OC_ Do you have an idea or a wish for the future of photobooks?

JL_ My wish is selfish. I want photobooks to teach me something or excite me about the medium in some way. That’s why I consider my books as not a “collection” but a living research library. They feed my own photographs and understanding of how books work. Many times they also reconfirm that the old, predicable model for a book still works because they don’t need anything “new.” If digital aspects contribute to that in some way, that’s interesting to me as well.



OC_ Do you agree if I affirmate that digital has influenced the creation of a new contemporary history of photobooks that started at the transition of our century?

JL_ Certainly, I think mostly because the idea of what a photobook is to begin with has expanded greatly due to the access of information through online booksellers and libraries. We can browse for new objects in unexpected places without much physical leg-work. Before, you’d have to go to special libraries or bookstores to “find” things – looking in shops in all other sections not just in the photography section.

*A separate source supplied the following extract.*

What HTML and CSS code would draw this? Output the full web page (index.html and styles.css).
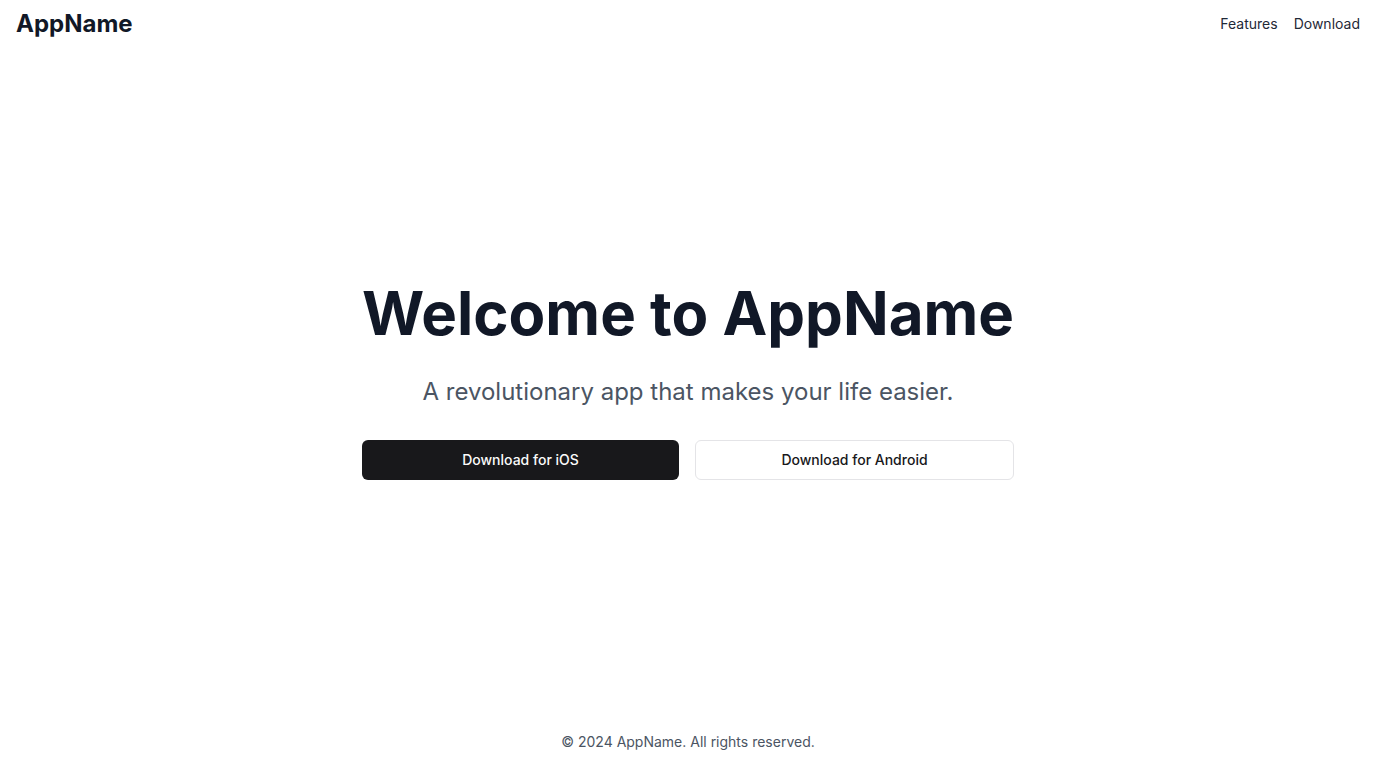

When I look for books online, rarely are the labeled as a “photobook” anymore.

the idea of what a photobook is to begin with has expanded greatly due to the access of information through online booksellers and librarie

I give the example of the “Photobook History” books that started appearing more frequently in the late 90s early 2000s. Andrew Roth published the Book of 101 Seminal Photography Books and all the choices were the usual books historians had agreed upon for many decades. It just more or less regurgitated the established history. The search for objects outside those 101 Seminal Photobooks like what Parr and Badger presented in

their 3 volumes was far better. They searched out books from deep in the underbrush and considered books not intentioned to be labeled a “photobook” and applied that label to expand the history. That is not to say their history completes the discussion, it also is just a starting point.



OC_ Could you purpose a definition for the photobook?

JL_ Every time I could try to define a photobook, I can also cite an example that belies my definition – so, no I really can’t.